**To be done**. Scan the entries below for the word "screenshot". Copy each line that has it.
==*==
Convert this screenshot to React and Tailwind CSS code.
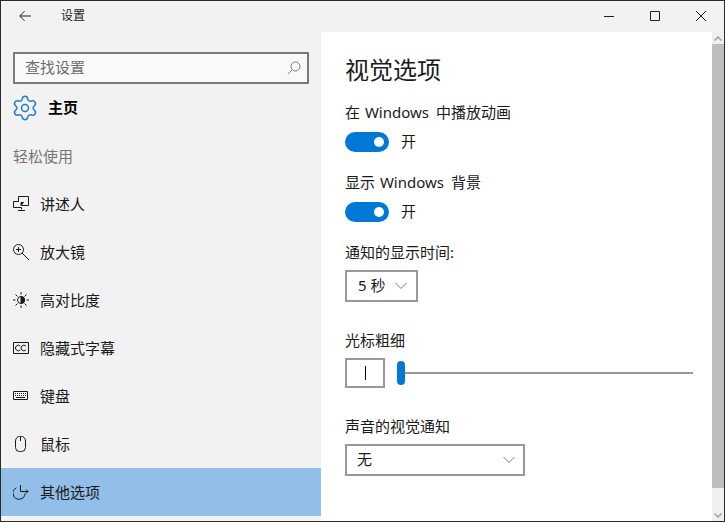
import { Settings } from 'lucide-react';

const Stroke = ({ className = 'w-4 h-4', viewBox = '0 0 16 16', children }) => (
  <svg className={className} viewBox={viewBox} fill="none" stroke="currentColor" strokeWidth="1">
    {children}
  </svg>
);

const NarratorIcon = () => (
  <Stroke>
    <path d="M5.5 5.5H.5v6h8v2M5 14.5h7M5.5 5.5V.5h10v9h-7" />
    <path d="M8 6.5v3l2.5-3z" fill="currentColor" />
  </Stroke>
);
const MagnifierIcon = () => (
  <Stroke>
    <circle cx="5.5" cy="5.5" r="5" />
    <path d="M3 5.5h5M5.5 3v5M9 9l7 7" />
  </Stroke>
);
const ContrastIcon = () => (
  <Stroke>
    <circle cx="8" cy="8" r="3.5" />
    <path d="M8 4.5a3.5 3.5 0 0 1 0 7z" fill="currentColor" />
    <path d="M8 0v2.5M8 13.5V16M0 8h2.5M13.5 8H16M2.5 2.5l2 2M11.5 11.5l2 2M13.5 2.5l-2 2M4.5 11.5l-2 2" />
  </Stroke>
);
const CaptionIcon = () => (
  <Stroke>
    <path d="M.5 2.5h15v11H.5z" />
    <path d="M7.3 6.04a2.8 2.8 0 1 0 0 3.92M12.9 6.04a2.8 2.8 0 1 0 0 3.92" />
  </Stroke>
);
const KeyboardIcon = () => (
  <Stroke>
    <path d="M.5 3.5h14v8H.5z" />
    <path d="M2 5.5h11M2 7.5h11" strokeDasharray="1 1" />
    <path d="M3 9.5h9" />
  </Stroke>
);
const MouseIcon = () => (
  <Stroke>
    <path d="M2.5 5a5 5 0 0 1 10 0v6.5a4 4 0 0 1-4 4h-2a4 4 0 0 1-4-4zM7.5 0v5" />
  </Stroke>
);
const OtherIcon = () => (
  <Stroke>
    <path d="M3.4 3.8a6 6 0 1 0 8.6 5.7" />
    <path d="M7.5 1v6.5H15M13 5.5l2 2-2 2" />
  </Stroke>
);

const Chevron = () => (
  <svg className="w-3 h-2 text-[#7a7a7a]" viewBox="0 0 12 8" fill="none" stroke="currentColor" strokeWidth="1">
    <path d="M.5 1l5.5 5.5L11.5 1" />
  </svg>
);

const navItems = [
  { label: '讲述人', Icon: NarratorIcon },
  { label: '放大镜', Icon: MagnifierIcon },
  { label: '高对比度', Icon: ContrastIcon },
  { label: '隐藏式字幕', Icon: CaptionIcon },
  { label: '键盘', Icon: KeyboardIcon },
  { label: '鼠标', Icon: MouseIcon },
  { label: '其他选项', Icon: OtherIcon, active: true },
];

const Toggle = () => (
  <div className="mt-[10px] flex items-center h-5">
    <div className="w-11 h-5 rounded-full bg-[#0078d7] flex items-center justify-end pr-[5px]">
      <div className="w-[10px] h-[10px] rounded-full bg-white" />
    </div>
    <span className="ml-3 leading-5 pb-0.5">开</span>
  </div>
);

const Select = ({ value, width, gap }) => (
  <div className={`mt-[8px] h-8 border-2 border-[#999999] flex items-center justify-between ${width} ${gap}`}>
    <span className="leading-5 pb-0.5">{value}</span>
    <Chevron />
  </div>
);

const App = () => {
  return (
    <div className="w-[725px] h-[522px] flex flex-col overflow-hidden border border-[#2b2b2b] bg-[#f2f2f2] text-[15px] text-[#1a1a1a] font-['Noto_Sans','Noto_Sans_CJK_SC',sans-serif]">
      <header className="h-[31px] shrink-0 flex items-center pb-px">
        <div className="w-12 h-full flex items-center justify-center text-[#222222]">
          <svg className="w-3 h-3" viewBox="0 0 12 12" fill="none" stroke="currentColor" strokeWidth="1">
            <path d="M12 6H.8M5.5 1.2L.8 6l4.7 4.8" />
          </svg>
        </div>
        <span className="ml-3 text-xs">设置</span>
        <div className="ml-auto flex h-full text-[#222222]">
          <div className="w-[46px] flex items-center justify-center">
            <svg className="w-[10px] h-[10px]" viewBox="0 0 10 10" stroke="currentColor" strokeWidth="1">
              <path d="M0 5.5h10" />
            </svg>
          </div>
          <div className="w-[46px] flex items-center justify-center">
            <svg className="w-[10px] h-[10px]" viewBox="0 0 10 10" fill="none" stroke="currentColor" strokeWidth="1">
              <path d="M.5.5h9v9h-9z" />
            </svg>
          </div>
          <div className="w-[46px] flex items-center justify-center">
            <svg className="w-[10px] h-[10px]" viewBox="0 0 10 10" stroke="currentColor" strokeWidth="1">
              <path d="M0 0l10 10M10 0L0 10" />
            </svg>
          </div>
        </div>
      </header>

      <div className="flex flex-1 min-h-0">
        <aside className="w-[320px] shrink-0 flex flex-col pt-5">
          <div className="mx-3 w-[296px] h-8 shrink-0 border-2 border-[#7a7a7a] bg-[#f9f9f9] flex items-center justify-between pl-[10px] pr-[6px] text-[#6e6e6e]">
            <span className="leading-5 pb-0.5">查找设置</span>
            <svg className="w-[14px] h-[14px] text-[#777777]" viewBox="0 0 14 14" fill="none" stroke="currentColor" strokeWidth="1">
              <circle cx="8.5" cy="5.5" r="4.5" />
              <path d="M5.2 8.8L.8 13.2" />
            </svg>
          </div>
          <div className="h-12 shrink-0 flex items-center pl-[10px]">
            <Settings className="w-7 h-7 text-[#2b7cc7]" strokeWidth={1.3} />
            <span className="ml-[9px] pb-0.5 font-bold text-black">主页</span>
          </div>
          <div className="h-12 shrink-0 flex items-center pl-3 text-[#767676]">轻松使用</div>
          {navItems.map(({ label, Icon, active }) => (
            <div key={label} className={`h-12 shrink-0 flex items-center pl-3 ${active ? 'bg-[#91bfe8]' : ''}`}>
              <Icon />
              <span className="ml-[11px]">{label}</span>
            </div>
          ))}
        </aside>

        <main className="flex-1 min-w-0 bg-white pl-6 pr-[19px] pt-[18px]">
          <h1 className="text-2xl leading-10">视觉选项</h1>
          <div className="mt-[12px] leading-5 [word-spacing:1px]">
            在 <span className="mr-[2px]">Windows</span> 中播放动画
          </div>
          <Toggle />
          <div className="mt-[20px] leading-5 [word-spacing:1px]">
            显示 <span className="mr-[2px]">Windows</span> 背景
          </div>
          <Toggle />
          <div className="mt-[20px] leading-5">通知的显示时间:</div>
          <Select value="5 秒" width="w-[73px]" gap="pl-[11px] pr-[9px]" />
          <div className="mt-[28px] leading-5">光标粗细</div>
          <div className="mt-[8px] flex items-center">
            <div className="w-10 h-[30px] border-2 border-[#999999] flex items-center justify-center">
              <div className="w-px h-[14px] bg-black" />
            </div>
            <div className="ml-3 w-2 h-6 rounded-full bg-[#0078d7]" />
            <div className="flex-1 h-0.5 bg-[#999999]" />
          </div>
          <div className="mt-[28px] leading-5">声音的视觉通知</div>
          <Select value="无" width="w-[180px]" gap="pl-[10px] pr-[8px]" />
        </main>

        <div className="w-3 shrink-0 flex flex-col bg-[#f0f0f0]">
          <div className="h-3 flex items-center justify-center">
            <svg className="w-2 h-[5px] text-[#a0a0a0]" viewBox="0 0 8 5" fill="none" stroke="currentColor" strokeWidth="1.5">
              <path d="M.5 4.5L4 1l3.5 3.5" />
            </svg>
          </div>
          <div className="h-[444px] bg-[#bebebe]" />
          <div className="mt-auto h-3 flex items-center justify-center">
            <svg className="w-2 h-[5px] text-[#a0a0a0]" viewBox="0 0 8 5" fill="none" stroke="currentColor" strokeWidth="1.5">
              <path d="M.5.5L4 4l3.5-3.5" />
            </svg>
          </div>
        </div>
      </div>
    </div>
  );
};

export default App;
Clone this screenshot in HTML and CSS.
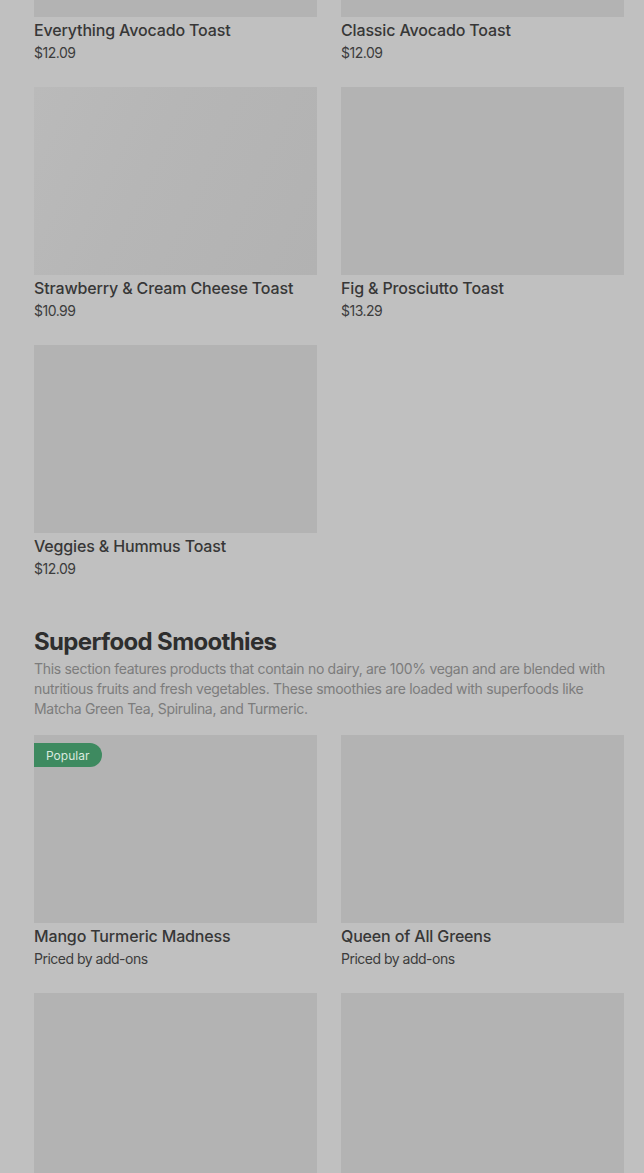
==*==
**Answer to the task**.
Convert this screenshot to React and Tailwind CSS code.
Clone this screenshot in HTML and CSS.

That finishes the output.